A couple of days ago I wrote about some things I’d like to see in index statistics, which means changing dbms_stats.gather_index_stats(). Here’s an idea for dbms_stats.gather_table_stats(). I’d like to see the number of chained and migrated rows counted separately in dba_tables when we run the packaged procedure. The optimizer will use information about chained or migrated rows, but the information is only collected if you use the analyze command (and even then the two figures are summed into the single value chain_cnt) .
I have to say that it does look as if the information that Oracle would need to count (and distinguish between) chained rows and migrated rows is already available in the blocks. If we check a bit of a block dump we can see that various flags seem to tell us everything that the code would need to know. Here’s an extract from a table block dump, showing the start of three rows (technically row pieces) in the block.
tab 0, row 0, @0x1c79 tl: 9 fb: --H----- lb: 0x2 cc: 0 nrid: 0x0180000b.0 tab 0, row 1, @0x1952 tl: 807 fb: --H-FL-- lb: 0x0 cc: 4 col 0:  78 20 20 20 20 20 20 20 20 20 20 20 20 20 20 20 20 20 20 20 20 20 20 20 20 ... tab 0, row 2, @0x162b tl: 807 fb: --H-FL-- lb: 0x0 cc: 4 col 0:  78 20 20 20 20 20 20 20 20 20 20 20 20 20 20 20 20 20 20 20 20 20 20 20 20 ...
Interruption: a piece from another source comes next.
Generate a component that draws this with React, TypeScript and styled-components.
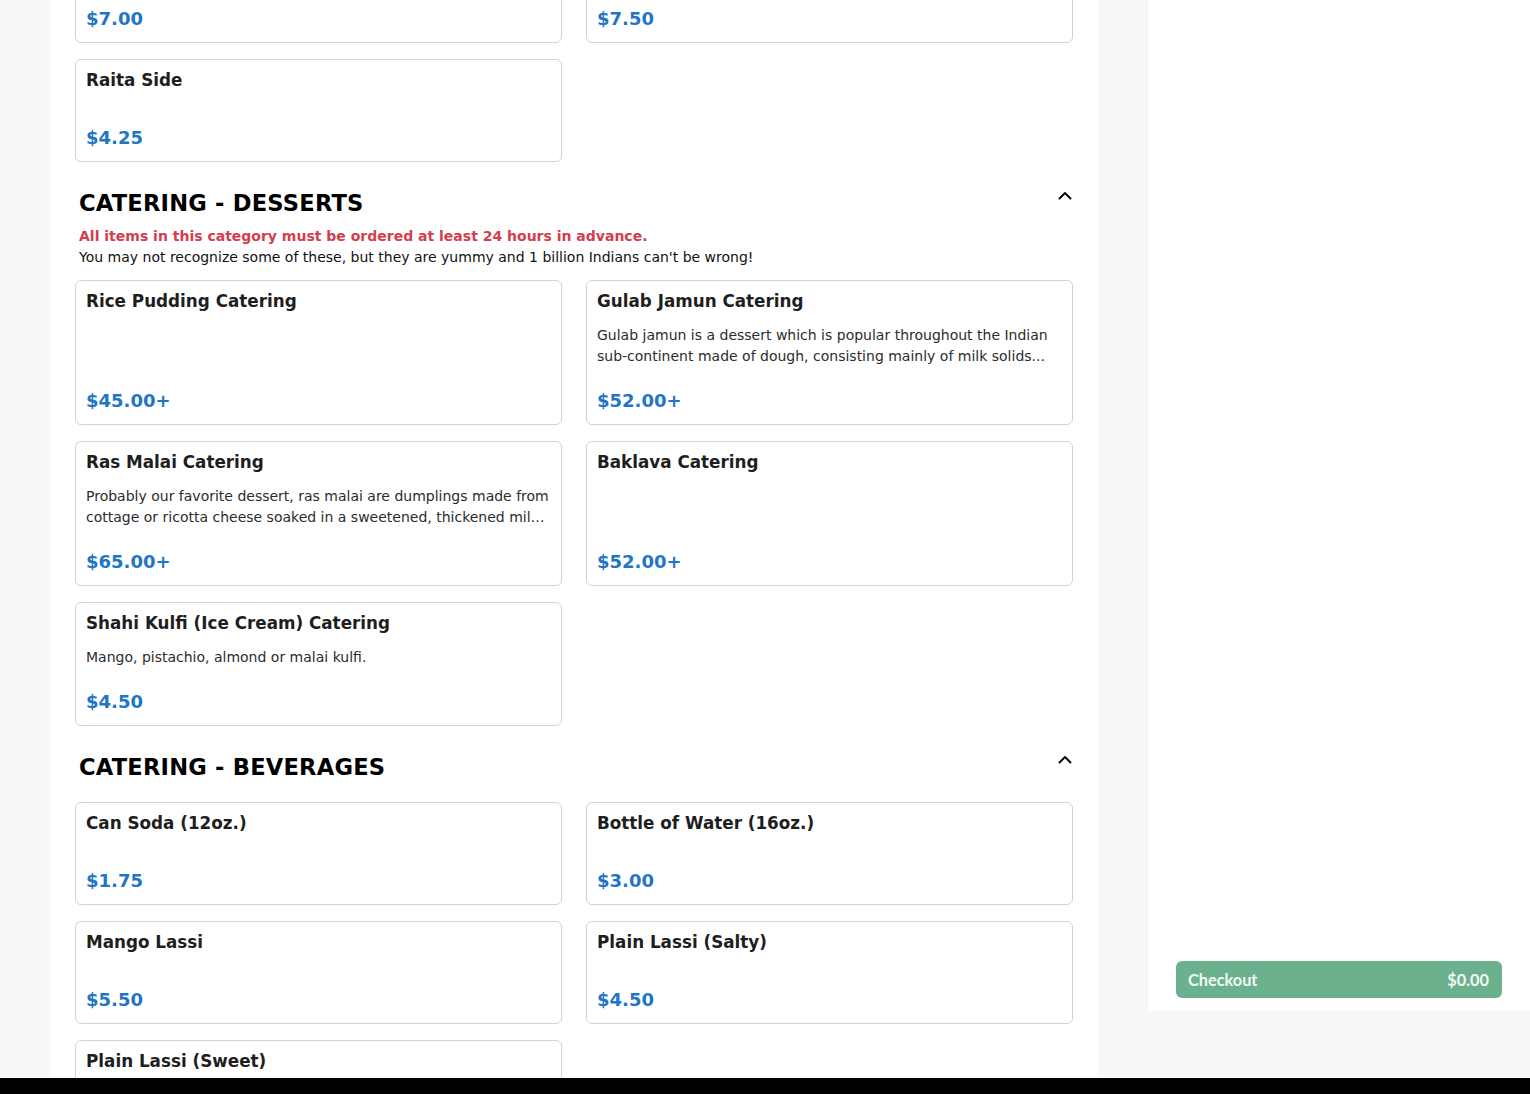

Notice particularly the “flag byte (fb)”, and the presence of one row reporting a “next rowid (nrid)”.
Amongst other things, the flag byte tells us what the row pieces represent.
H – this is a row header
F – this is the first row piece of a row
L – this is the last row piece of a row
These three flag values start us in the right direction. If we have a simple migrated row then we will have a head piece (in the original row position), pointing to the complete row. The head piece will have an H flag byte, and an nrid pointing to the actual row; when we get to the actual row its flag byte will show only the FL bits, and there will be an hrid (head rowid) associated with it, pointing back to the original location.
If we have a simple chained row, the first section will have the H and F bits set, and an nrid entry; any “middle” rowpieces will have an nrid, but no flag bits set, and the last row piece will have the L bit set, and no nrid or hrid.
If a row has migrated, and then chained after migrating, the first piece will have the H bit set, and an nrid entry; the next piece will have the F bit set and both an hrid and nrid; any middle pieces will have an nrid but no flag bits set; and the last piece will have the L bit set, but no nrid or hrid.
There may be other alternatives, of course, e.g. a row that first chains on an update, leaving a few columns behind, and then migrates those columns out of the initial location; then there may be other variations when rows shrink and start to “unchain” or “migrate back (partially)”; and I haven’t even started to think about rows with more than 254 columns which have “intra-block” chaining – i.e. several row pieces in the same block. But looking at the flags and information about head/next row pieces, it looks as if a full scan of a table could identify the number of chained rows and the number of migrated rows separately. If it has an H only it has migrated (but may also have chained), if it’s got an HF it has chained (only). Any rows with no flag setting or L don’t add much value unless we want to work out an average number of pieces per chained row. Any rows with FL are the migrated rows. Any rows with F only are rows which have migrated and then chained.
Inevitably there could be accounting errors on sampling, though. We might find 10 rows with H only, but only 7 rows with FL; what assumption should we make about the three outstanding rows ? Might they be just migrated, or could they be migrated and chained ? In view of the room for error, it might be sensible to implement the counts only as part of the approximate NDV mechanism that only runs if you choose the auto sample size option, and always seems to do a full segment scan.